Among those opposed to stripping Florida prosecutors of their power to “direct file” is Miami-Dade State Attorney Katherine Fernandez Rundle, who went to Tallahassee this week to speak against a measure she calls “dangerous,” a sentiment she expands upon in today’s Other Views page. “Regulation that limits our ability to address dangerous juvenile offenders creates a situation where prosecutors’ hands are tied as we try to intervene and keep the community safe,” Ms. Fernandez Rundle told the Board.
She is to be commended for how she has handled juvenile offenders in Miami-Dade, where currently only about 1 percent — those charged with murder, manslaughter, armed robbery or sexual assault — go directly to adult court. Ms. Fernandez Rundle also has created groundbreaking diversion initiatives for at-risk kids.
But that’s not the case in other parts of Florida where state attorneys have used direct-file powers to pressure juveniles into accepting deals in adult court.

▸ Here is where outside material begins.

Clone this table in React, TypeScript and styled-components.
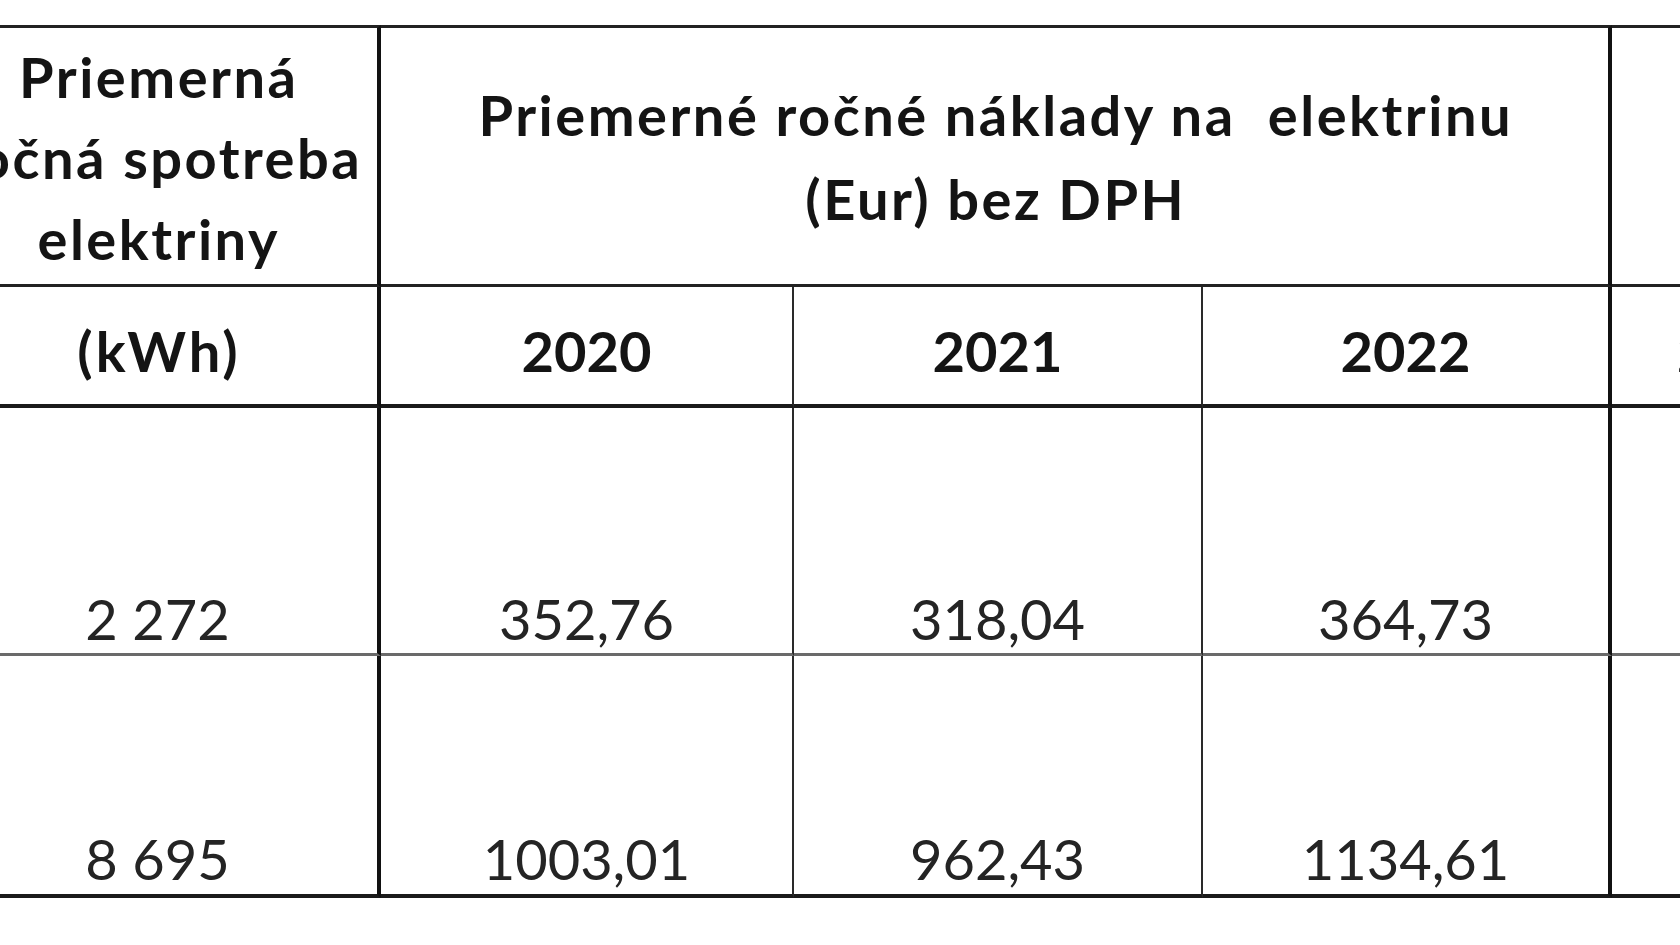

Direct-filing power emerged in response to the horrific murders of tourists in Miami-Dade in 1993, when nine died at the hands of young armed hoodlums. The crimes attracted national and international headlines and threatened our multimillion-dollar tourism industry. Lawmakers gave direct-filing a big thumbs-up.
But there has been a significant decrease in juvenile crime, now at its lowest in 60 years. And there is more data tracking the negative effects of jail time on low-level young offenders who made a bad decision at one time, preventing men and women who want to get on the right path from getting scholarships or jobs or some professional licenses.
Last year, there were 4,921 youths arrested in Miami-Dade. The majority, 98 percent, remained in juvenile court. But not all prosecutors have Ms. Fernandez Rundle’s commitment to not “helping create more criminals.”
Too many juveniles in Florida are being unfairly punished for past sins and deserve a fairer shake at the hands of the law.